(WHAT IS EXPECTED)
No pictures belong in the copy; return exactly the lines from the one with "Convert this table" through the one with "import React from 'react';", both ends included, and nothing else.

(DATASET EXCERPTS)
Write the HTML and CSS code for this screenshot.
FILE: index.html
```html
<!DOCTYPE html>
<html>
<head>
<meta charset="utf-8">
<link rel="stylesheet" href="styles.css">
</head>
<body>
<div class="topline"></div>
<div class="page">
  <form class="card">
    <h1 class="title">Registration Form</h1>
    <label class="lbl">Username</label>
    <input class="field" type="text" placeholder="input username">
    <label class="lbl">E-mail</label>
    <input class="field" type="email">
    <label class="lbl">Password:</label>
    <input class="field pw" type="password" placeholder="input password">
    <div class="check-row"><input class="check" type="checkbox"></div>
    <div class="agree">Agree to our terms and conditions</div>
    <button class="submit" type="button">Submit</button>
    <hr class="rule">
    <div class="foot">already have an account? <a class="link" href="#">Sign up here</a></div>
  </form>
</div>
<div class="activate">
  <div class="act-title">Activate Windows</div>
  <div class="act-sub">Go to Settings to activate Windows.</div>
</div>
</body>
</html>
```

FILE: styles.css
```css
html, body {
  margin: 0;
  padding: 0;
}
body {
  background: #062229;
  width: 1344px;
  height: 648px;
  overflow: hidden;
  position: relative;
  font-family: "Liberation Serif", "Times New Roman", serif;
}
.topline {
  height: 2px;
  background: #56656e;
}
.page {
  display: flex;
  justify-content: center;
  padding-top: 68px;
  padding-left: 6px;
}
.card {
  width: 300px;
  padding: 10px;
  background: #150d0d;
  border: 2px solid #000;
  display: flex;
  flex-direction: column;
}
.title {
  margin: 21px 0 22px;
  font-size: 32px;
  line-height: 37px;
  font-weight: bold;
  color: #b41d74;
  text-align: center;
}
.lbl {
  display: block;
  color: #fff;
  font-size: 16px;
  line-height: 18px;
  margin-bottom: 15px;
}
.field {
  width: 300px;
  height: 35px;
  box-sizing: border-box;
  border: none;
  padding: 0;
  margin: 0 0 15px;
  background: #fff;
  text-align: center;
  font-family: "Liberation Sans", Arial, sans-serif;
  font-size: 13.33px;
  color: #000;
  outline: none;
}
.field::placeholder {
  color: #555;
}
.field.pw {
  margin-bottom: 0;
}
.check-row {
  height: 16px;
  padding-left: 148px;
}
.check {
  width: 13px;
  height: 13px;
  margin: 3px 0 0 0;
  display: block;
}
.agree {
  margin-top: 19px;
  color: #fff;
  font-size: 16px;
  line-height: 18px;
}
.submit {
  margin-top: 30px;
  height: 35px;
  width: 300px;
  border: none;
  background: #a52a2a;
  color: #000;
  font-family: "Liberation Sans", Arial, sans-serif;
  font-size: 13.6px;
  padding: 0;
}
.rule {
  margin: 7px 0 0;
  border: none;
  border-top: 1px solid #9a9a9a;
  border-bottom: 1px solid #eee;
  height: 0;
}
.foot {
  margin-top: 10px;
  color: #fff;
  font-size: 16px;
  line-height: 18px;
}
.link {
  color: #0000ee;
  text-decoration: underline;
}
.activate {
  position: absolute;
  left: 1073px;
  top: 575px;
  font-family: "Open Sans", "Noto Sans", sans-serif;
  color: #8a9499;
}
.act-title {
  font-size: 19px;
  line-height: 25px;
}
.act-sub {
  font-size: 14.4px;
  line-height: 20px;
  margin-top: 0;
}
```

--

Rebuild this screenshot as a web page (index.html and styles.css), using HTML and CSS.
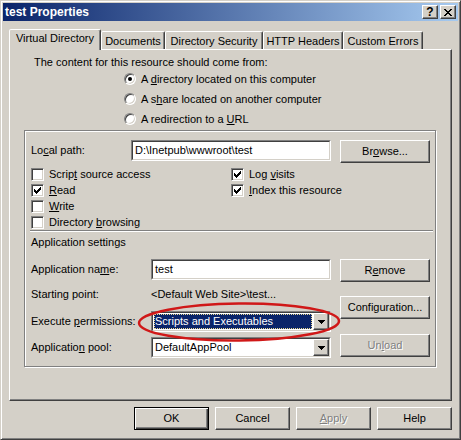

==

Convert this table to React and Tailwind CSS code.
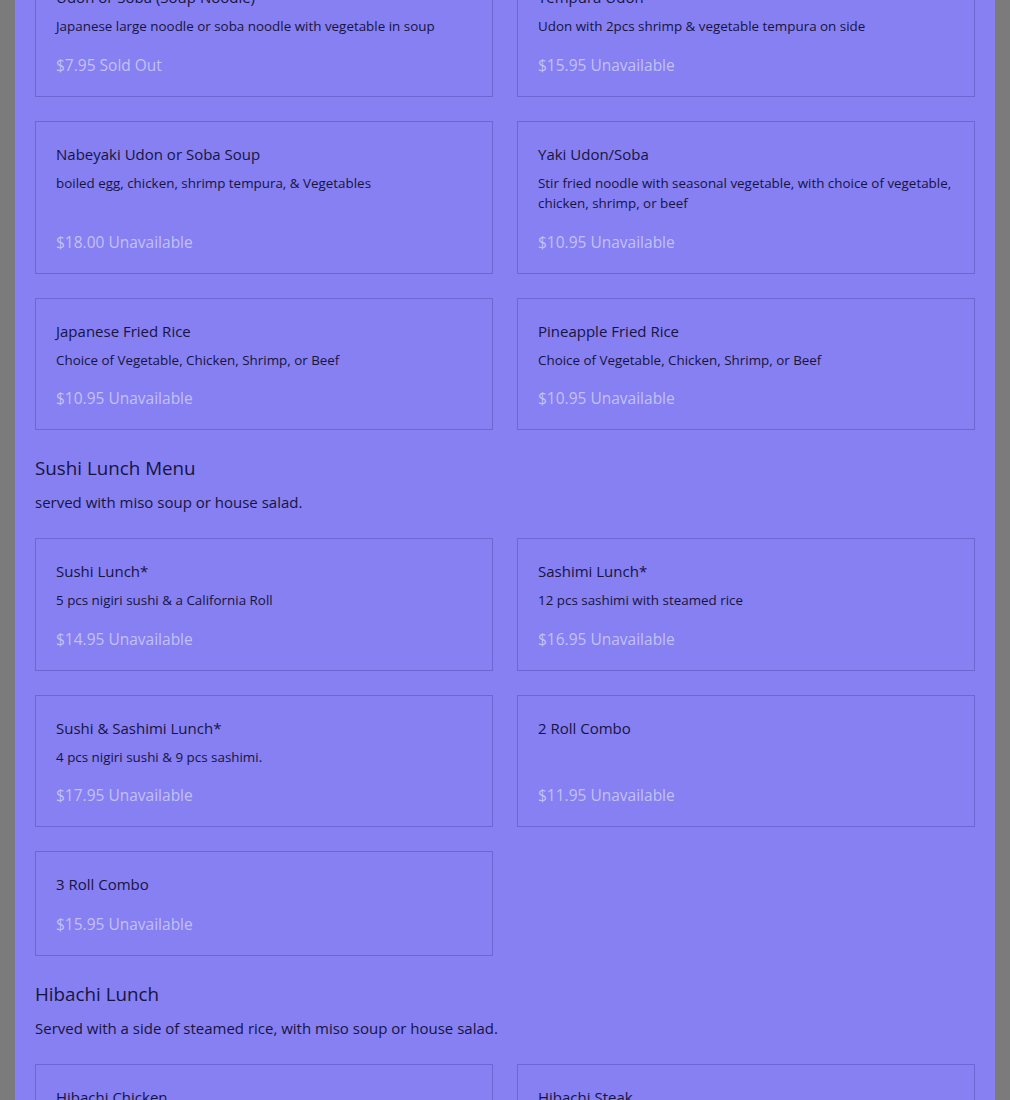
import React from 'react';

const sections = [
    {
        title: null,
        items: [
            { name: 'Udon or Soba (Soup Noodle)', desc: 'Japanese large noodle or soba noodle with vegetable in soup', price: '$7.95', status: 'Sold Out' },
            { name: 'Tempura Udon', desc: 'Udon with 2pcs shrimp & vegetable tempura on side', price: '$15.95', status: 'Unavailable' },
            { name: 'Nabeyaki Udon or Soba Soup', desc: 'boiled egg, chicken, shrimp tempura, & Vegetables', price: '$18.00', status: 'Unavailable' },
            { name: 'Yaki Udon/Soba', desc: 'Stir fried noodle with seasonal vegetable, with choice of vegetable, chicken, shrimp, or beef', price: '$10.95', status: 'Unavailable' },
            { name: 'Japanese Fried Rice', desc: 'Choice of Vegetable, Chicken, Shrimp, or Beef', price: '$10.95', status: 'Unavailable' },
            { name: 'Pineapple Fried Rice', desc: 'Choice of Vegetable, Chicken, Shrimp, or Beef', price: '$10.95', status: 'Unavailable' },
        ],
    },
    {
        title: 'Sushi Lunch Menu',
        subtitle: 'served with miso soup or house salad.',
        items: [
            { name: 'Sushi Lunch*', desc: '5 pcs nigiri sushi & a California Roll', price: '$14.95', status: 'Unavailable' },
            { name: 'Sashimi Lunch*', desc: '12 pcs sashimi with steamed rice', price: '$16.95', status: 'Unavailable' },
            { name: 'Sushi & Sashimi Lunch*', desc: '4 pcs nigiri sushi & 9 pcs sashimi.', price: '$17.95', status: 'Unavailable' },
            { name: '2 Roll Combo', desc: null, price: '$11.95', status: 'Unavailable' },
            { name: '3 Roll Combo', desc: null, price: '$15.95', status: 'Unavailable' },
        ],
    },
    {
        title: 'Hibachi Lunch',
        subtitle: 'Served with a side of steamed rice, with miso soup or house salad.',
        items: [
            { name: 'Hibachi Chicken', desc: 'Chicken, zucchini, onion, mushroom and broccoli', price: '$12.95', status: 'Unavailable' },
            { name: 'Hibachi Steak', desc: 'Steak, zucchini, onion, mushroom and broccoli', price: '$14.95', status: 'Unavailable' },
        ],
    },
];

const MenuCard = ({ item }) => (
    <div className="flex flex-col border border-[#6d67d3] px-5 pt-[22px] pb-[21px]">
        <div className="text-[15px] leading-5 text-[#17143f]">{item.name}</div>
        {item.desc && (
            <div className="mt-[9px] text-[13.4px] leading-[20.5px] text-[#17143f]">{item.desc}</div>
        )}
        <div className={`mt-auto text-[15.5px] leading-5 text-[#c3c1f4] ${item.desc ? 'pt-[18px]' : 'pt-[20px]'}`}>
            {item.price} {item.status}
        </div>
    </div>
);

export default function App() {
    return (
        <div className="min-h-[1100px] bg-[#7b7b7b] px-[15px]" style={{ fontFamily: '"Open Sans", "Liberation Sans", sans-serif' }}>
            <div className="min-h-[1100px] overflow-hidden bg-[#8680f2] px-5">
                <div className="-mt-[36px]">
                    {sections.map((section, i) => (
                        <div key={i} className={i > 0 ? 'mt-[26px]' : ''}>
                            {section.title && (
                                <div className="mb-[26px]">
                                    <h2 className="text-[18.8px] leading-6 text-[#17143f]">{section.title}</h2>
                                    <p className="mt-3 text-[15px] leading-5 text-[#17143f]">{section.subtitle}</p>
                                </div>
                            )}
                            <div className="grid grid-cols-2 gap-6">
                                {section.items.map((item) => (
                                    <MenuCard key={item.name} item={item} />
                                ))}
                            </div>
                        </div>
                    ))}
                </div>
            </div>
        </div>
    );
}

(PROBLEM SOLUTION)
Convert this table to React and Tailwind CSS code.
import React from 'react';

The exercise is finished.